Image Credits: @chef.pii on TikTok

“The color didn’t change, just the lighting,” she said in another TikTok. She later elaborated in her live video that the brighter pink sauce from her earlier videos was a prototype, not the product she was mailing out (make of that what you will).

When Pii finally revealed the ingredients of her pink sauce before putting it up for sale, we were left with even more questions than answers. According to a graphic on her website, the sauce got its pink coloring from dragonfruit, also known as pitaya, which grows naturally with a deep magenta pigment. Though the fruit has a mild taste, some testers described the sauce as a sweet ranch, which makes sense given the rest of the ingredients on her graphic: sunflower seed oil, honey, chili and garlic.

But then we get to the nutrition label. TikTokers pointed out that the nutrition facts simply don’t add up — if there were 444 one tablespoon servings in the bottle at 90 calories each, then there would be nearly 40,000 calories in the bottle, which doesn’t make mathematical sense.

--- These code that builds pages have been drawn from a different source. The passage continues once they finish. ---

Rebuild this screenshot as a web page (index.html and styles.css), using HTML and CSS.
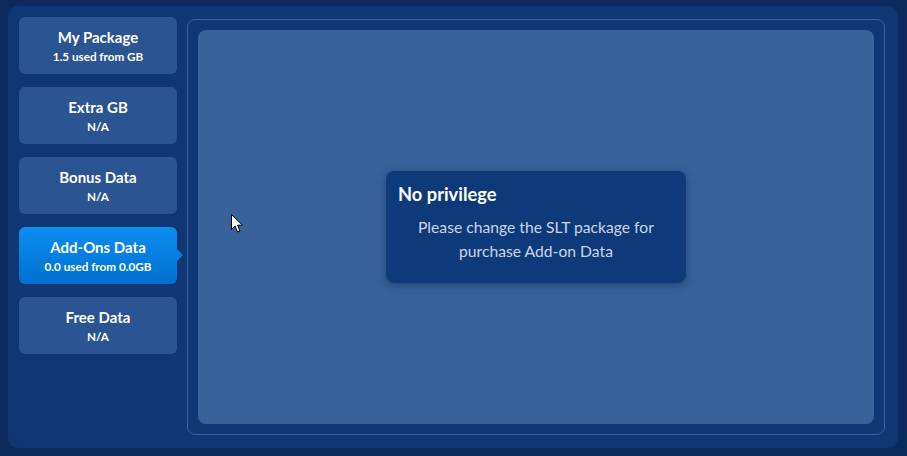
FILE: index.html
```html
<!DOCTYPE html>
<html>
<head>
<meta charset="utf-8">
<link rel="stylesheet" href="styles.css">
</head>
<body>
<div class="page">
  <div class="panel">
    <div class="sidebar">
      <div class="card"><div class="card-title">My Package</div><div class="card-sub">1.5 used from GB</div></div>
      <div class="card"><div class="card-title">Extra GB</div><div class="card-sub">N/A</div></div>
      <div class="card"><div class="card-title">Bonus Data</div><div class="card-sub">N/A</div></div>
      <div class="card active"><div class="card-title">Add-Ons Data</div><div class="card-sub">0.0 used from 0.0GB</div></div>
      <div class="card"><div class="card-title">Free Data</div><div class="card-sub">N/A</div></div>
    </div>
    <div class="content">
      <div class="inner">
        <div class="modal">
          <div class="modal-title">No privilege</div>
          <div class="modal-text">Please change the SLT package for<br>purchase Add-on Data</div>
        </div>
        <svg class="cursor" width="13" height="20" viewBox="0 0 13 20"><path d="M0.5 0.5 L0.5 15.5 L4 12 L6.5 18 L9 17 L6.5 11.2 L11.5 11.2 Z" fill="#fff" stroke="#000" stroke-width="1"/></svg>
      </div>
    </div>
  </div>
</div>
</body>
</html>
```
FILE: styles.css
```css
html, body {
  margin: 0;
  padding: 0;
  background: #0c2a5b;
  font-family: Lato, "Open Sans", sans-serif;
}
.page {
  width: 907px;
  height: 456px;
  padding: 6px 9px 8px 8px;
  box-sizing: border-box;
}
.panel {
  height: 442px;
  width: 890px;
  background: #0f3774;
  border-radius: 10px;
  box-sizing: border-box;
  padding: 11px 13px 13px 11px;
  display: flex;
  gap: 10px;
}
.sidebar {
  width: 158px;
  display: flex;
  flex-direction: column;
  gap: 13px;
}
.card {
  position: relative;
  height: 57px;
  background: #2a5592;
  border-radius: 6px;
  display: flex;
  flex-direction: column;
  align-items: center;
  justify-content: flex-start;
  padding-top: 10px;
  color: #fff;
  font-weight: 700;
  box-sizing: border-box;
}
.card-title {
  font-size: 15px;
  line-height: 20px;
}
.card-sub {
  font-size: 11.7px;
  line-height: 19px;
}
.card.active {
  background: linear-gradient(180deg, #0a8ef0 0%, #0070cf 100%);
}
.card.active::after {
  content: "";
  position: absolute;
  right: -6px;
  top: 22px;
  border-left: 6px solid #0680e0;
  border-top: 6px solid transparent;
  border-bottom: 6px solid transparent;
}
.content {
  flex: 1;
  margin-top: 2px;
  border: 1px solid #3563a4;
  border-radius: 8px;
  padding: 10px;
  display: flex;
}
.inner {
  position: relative;
  flex: 1;
  background: #37629a;
  border-radius: 8px;
  display: flex;
  align-items: center;
  justify-content: center;
}
.modal {
  width: 300px;
  height: 112px;
  box-sizing: border-box;
  background: #0f3a79;
  border-radius: 8px;
  box-shadow: 0 2px 10px rgba(10, 30, 70, 0.45);
  padding: 12px 12px 0 12px;
  color: #fff;
}
.modal-title {
  font-size: 18.3px;
  font-weight: 700;
  line-height: 22px;
}
.modal-text {
  margin-top: 10px;
  text-align: center;
  font-size: 15.7px;
  line-height: 24px;
  color: #c9d5ea;
}
.cursor {
  position: absolute;
  left: 33px;
  top: 184px;
}
```
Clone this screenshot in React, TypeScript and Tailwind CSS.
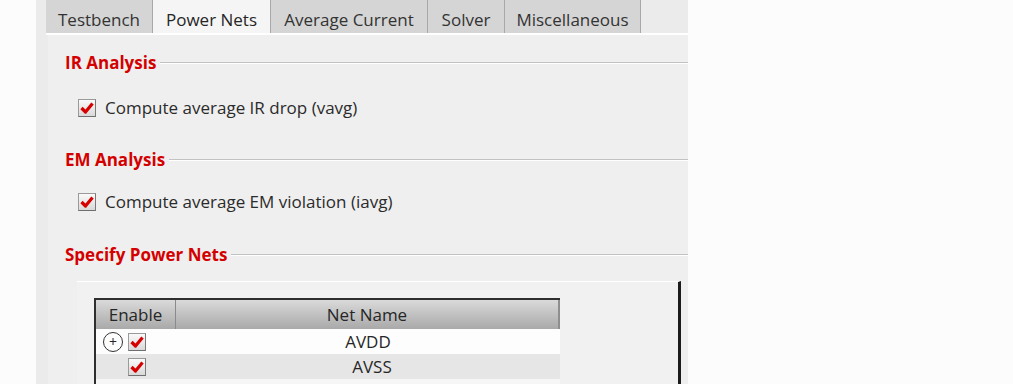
const font = { fontFamily: '"Open Sans", "Noto Sans", sans-serif' };

const tabs = [
  { name: "Testbench", w: "w-[107px]" },
  { name: "Power Nets", w: "w-[118px]" },
  { name: "Average Current", w: "w-[157px]" },
  { name: "Solver", w: "w-[77px]" },
  { name: "Miscellaneous", w: "w-[136px]" },
];

function CheckBox() {
  return (
    <div className="flex h-[18px] w-[18px] items-center justify-center border border-[#9a9a9a] border-b-[#6f6f6f] border-r-[#7a7a7a] bg-gradient-to-b from-[#fafafa] to-[#d9d9d9]">
      <svg width="14" height="12" viewBox="0 0 14 12">
        <path d="M1.5 6 L5.5 10 L12.5 1.5" fill="none" stroke="#d60000" strokeWidth="3.2" strokeLinejoin="round" />
      </svg>
    </div>
  );
}

function Section({ title }: { title: string }) {
  return (
    <div className="flex h-[22px] items-center gap-[4px] pl-[17px]">
      <span className="text-[17px] font-bold text-[#d40000]">{title}</span>
      <div className="h-[2px] flex-1 border-t border-[#c2c2c2] border-b border-b-white" />
    </div>
  );
}

function CheckRow({ label }: { label: string }) {
  return (
    <div className="flex h-[24px] items-center gap-[9px] pl-[30px]">
      <CheckBox />
      <span className="text-[17px] text-[#2b2b2b]">{label}</span>
    </div>
  );
}

export default function App() {
  return (
    <div className="flex h-[384px] w-[1013px] bg-[#fcfcfc]" style={font}>
      <div className="w-[36px]" />
      <div className="flex w-[652px] flex-col bg-[#ebebeb] pl-[10px]">
        {/* Tabs */}
        <div className="flex h-[33px] shrink-0 items-stretch">
          {tabs.map((t) => (
            <div
              key={t.name}
              className={
                t.name === "Power Nets"
                  ? `flex ${t.w} items-center justify-center border-r border-[#a8a8a8] bg-[#f5f5f5] pt-[6px] text-[17px] text-[#262626]`
                  : `flex ${t.w} items-center justify-center border-r border-[#a8a8a8] bg-[#d5d5d5] pt-[6px] text-[17px] text-[#333]`
              }
            >
              {t.name}
            </div>
          ))}
        </div>
        <div className="h-[2px] shrink-0 bg-white" />
        {/* Content pane */}
        <div className="ml-[2px] flex flex-1 flex-col bg-[#efefef]">
          <div className="mt-[17px]">
            <Section title="IR Analysis" />
          </div>
          <div className="mt-[22px]">
            <CheckRow label="Compute average IR drop (vavg)" />
          </div>
          <div className="mt-[29px]">
            <Section title="EM Analysis" />
          </div>
          <div className="mt-[19px]">
            <CheckRow label="Compute average EM violation (iavg)" />
          </div>
          <div className="mt-[30px]">
            <Section title="Specify Power Nets" />
          </div>
          {/* Sub panel */}
          <div className="ml-[29px] mr-[7px] mt-[15px] flex-1 border-t border-white border-r-[3px] border-r-[#1c1c1c] bg-[#f1f1f1] pl-[17px] pt-[16px]">
            <div className="w-[466px] border-l-2 border-t-2 border-[#2e2e2e] bg-white">
              <div className="flex h-[29px] bg-gradient-to-b from-[#dadada] to-[#a9a9a9] text-[17px] text-[#262626]">
                <div className="flex w-[80px] items-center justify-center border-r border-[#8a8a8a]">Enable</div>
                <div className="flex flex-1 items-center justify-center border-r-2 border-[#8e8e8e]">Net Name</div>
              </div>
              <div className="flex h-[25px] items-center bg-[#fdfdfd] text-[17px] text-[#262626]">
                <div className="flex w-[80px] items-center gap-[5px] pl-[7px]">
                  <div className="flex h-[20px] w-[20px] items-center justify-center rounded-full border border-[#333] text-[14px] leading-none">
                    +
                  </div>
                  <CheckBox />
                </div>
                <div className="flex-1 text-center">AVDD</div>
              </div>
              <div className="flex h-[25px] items-center bg-[#e6e6e6] text-[17px] text-[#262626]">
                <div className="flex w-[80px] items-center pl-[32px]">
                  <CheckBox />
                </div>
                <div className="flex-1 pl-[8px] text-center">AVSS</div>
              </div>
              <div className="h-[10px] bg-[#f6f6f6]" />
            </div>
          </div>
        </div>
      </div>
    </div>
  );
}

“Our nutrition fact label had an error in it and now they’re trying to carry it along and say the nutrition is falsified because there’s a typo,” Pii told the Daily Dot. “No one will receive a bottle that has the messed up label. We had to redo everything pretty much. But business is business.”

But the serving size snafu wasn’t the only issue at play. Aside from the misspelling of “vinegar,” the nutrition label says that the product — which is sold unrefrigerated with no instructions on how to store it — contains milk. Once again, she didn’t clarify until making her live video that she is apparently using dried milk and pitaya, which are shelf-stable.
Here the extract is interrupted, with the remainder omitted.